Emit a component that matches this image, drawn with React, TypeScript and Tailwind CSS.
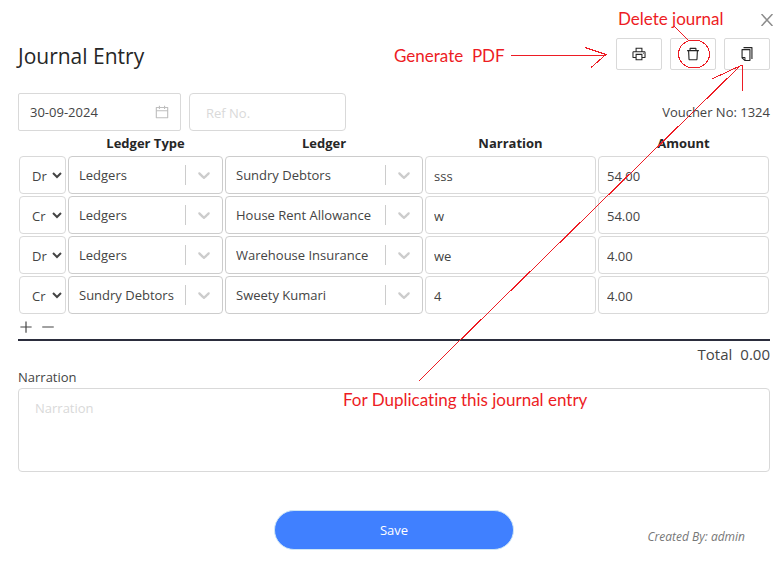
import { useState } from "react";
import {
  AiOutlineCalendar,
  AiOutlineCopy,
  AiOutlineDelete,
  AiOutlineMinus,
  AiOutlinePlus,
  AiOutlinePrinter,
} from "react-icons/ai";

type Row = { side: "Dr" | "Cr"; type: string; ledger: string; narration: string; amount: string };

const rows: Row[] = [
  { side: "Dr", type: "Ledgers", ledger: "Sundry Debtors", narration: "sss", amount: "54.00" },
  { side: "Cr", type: "Ledgers", ledger: "House Rent Allowance", narration: "w", amount: "54.00" },
  { side: "Dr", type: "Ledgers", ledger: "Warehouse Insurance", narration: "we", amount: "4.00" },
  { side: "Cr", type: "Sundry Debtors", ledger: "Sweety Kumari", narration: "4", amount: "4.00" },
];

const ledgerTypes = ["Ledgers", "Sundry Debtors"];
const ledgers = rows.map((row) => row.ledger);

function Chevron() {
  return (
    <svg viewBox="0 0 20 20" className="h-5 w-5 fill-[#cccccc]" aria-hidden="true">
      <path d="M4.516 7.548c0.436-0.446 1.043-0.481 1.576 0l3.908 3.747 3.908-3.747c0.533-0.481 1.141-0.446 1.574 0 0.436 0.445 0.408 1.197 0 1.615-0.406 0.418-4.695 4.502-4.695 4.502-0.217 0.223-0.502 0.335-0.787 0.335s-0.57-0.112-0.789-0.335c0 0-4.287-4.084-4.695-4.502s-0.436-1.17 0-1.615z" />
    </svg>
  );
}

function Picker({ label, value, options }: { label: string; value: string; options: string[] }) {
  return (
    <div className="relative flex h-[38px] items-center rounded border border-[#cccccc] bg-white">
      <select
        aria-label={label}
        defaultValue={value}
        className="h-full w-full appearance-none bg-transparent pl-[10px] pr-[36px] outline-none"
      >
        {options.map((option) => (
          <option key={option}>{option}</option>
        ))}
      </select>
      <div className="pointer-events-none absolute inset-y-0 right-0 flex items-center">
        <span className="h-5 w-px bg-[#cccccc]" />
        <span className="px-2">
          <Chevron />
        </span>
      </div>
    </div>
  );
}

const toolButton =
  "flex h-8 w-[46px] items-center justify-center rounded-xs border border-[#d9d9d9] bg-white text-[#262626]";
const cellInput = "block h-[38px] w-full rounded border border-[#d9d9d9] bg-white px-2 pt-px outline-none";

function Annotations() {
  return (
    <div className="pointer-events-none absolute right-0 top-0 h-[420px] w-[784px] font-['Lato','Liberation_Sans',sans-serif] text-[17px] leading-5 text-[#ed1c24]">
      <svg
        viewBox="0 0 784 420"
        className="absolute inset-0 h-full w-full"
        fill="none"
        stroke="#ed1c24"
        strokeWidth="1"
        shapeRendering="crispEdges"
        aria-hidden="true"
      >
        <path d="M511 55.500H606M585 47.500L606 54.500L591 67.500" />
        <path d="M674 26L689 41" />
        <ellipse cx="694" cy="54" rx="15.500" ry="14" />
        <path d="M419 381L446 354L740 66M712 79L742 65M742.500 65V91" />
      </svg>
      <span className="absolute left-[618px] top-[9px] whitespace-pre">Delete journal</span>
      <span className="absolute left-[394px] top-[46px] whitespace-pre">{"Generate  PDF"}</span>
      <span className="absolute left-[343px] top-[390px] whitespace-pre [font-variant-ligatures:none]">
        For Duplicating this journal entry
      </span>
    </div>
  );
}

export default function App() {
  const [date, setDate] = useState("30-09-2024");
  return (
    <main className="relative min-h-screen bg-white pl-[18px] pr-[14px] pt-[38px] font-['Open_Sans','Noto_Sans',sans-serif] text-[13px] leading-5 text-[#444444]">
      <button type="button" aria-label="Close" className="absolute right-[11px] top-[14px] text-[#8c8c8c]">
        <svg viewBox="0 0 12 12" className="h-3 w-3" fill="none" stroke="currentColor" strokeWidth="1.500">
          <path d="M0.500 0L11.500 12M11.500 0L0.500 12" />
        </svg>
      </button>

      <header className="flex h-8 items-start justify-between">
        <h1 className="pt-1 text-[21px] font-medium leading-7 text-[#262626]">Journal Entry</h1>
        <div className="flex gap-2">
          <button type="button" aria-label="Generate PDF" className={toolButton}>
            <AiOutlinePrinter size={16} />
          </button>
          <button type="button" aria-label="Delete journal" className={toolButton}>
            <AiOutlineDelete size={16} />
          </button>
          <button type="button" aria-label="Duplicate journal entry" className={toolButton}>
            <AiOutlineCopy size={16} />
          </button>
        </div>
      </header>

      <div className="mt-[23px] flex items-center gap-2">
        <label className="flex h-[38px] w-[163px] items-center rounded-xs border border-[#d9d9d9] pl-[11px] pr-[10px]">
          <input
            aria-label="Date"
            value={date}
            onChange={(event) => setDate(event.target.value)}
            className="min-w-0 flex-1 outline-none"
          />
          <AiOutlineCalendar size={16} className="text-[#bfbfbf]" />
        </label>
        <input
          aria-label="Ref No."
          placeholder="Ref No."
          className="h-[38px] w-[157px] rounded border border-[#d9d9d9] px-4 pt-px outline-none placeholder:text-[#d9d9d9]"
        />
        <span className="ml-auto">Voucher No: 1324</span>
      </div>

      <table className="w-full table-fixed border-collapse">
        <colgroup>
          <col className="w-[49px]" />
          <col className="w-[157px]" />
          <col className="w-[200px]" />
          <col />
          <col />
        </colgroup>
        <thead>
          <tr className="h-6 text-[#262626]">
            <td />
            <th className="p-0 font-bold">Ledger Type</th>
            <th className="p-0 font-bold">Ledger</th>
            <th className="p-0 font-bold">Narration</th>
            <th className="p-0 font-bold">Amount</th>
          </tr>
        </thead>
        <tbody>
          {rows.map((row, index) => (
            <tr key={index}>
              <td className="p-px">
                <select
                  aria-label="Debit or credit"
                  defaultValue={row.side}
                  className="block h-[38px] w-full rounded border border-[#d9d9d9] bg-white pl-2 pt-px outline-none"
                >
                  <option>Dr</option>
                  <option>Cr</option>
                </select>
              </td>
              <td className="p-px">
                <Picker label="Ledger type" value={row.type} options={ledgerTypes} />
              </td>
              <td className="p-px">
                <Picker label="Ledger" value={row.ledger} options={ledgers} />
              </td>
              <td className="p-px">
                <input aria-label="Row narration" defaultValue={row.narration} className={cellInput} />
              </td>
              <td className="p-px">
                <input aria-label="Amount" defaultValue={row.amount} className={cellInput} />
              </td>
            </tr>
          ))}
        </tbody>
      </table>

      <div className="flex h-[26px] items-center gap-[6px] border-b-2 border-[#2b2d3d]">
        <button type="button" aria-label="Add row">
          <AiOutlinePlus size={16} />
        </button>
        <button type="button" aria-label="Remove row">
          <AiOutlineMinus size={16} />
        </button>
      </div>

      <p className="flex justify-end gap-2 pt-[3px] text-[15px] leading-5">
        <span>Total</span>
        <span>0.00</span>
      </p>

      <label htmlFor="narration" className="mt-[3px] block pb-px leading-5">
        Narration
      </label>
      <textarea
        id="narration"
        placeholder="Narration"
        className="block h-[84px] w-full resize-none rounded border border-[#d9d9d9] px-4 py-[9px] outline-none placeholder:text-[#d9d9d9]"
      />

      <footer className="mt-[38px] grid grid-cols-[1fr_240px_1fr] items-start pb-6">
        <button
          type="button"
          className="col-start-2 h-10 rounded-full border border-[#cfe6f5] bg-[#4080ff] text-white"
        >
          Save
        </button>
        <span className="justify-self-end pr-[25px] pt-[19px] text-xs italic leading-4 text-[#777777]">
          Created By: admin
        </span>
      </footer>

      <Annotations />
    </main>
  );
}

• EXERCISE BRIEF
Starting at the top of the listing above, reproduce each line up to and including the one with "string; ledger: string;"; omit the pictures.

• TASK RESPONSE
Emit a component that matches this image, drawn with React, TypeScript and Tailwind CSS.
import { useState } from "react";
import {
  AiOutlineCalendar,
  AiOutlineCopy,
  AiOutlineDelete,
  AiOutlineMinus,
  AiOutlinePlus,
  AiOutlinePrinter,
} from "react-icons/ai";

type Row = { side: "Dr" | "Cr"; type: string; ledger: string; narration: string; amount: string };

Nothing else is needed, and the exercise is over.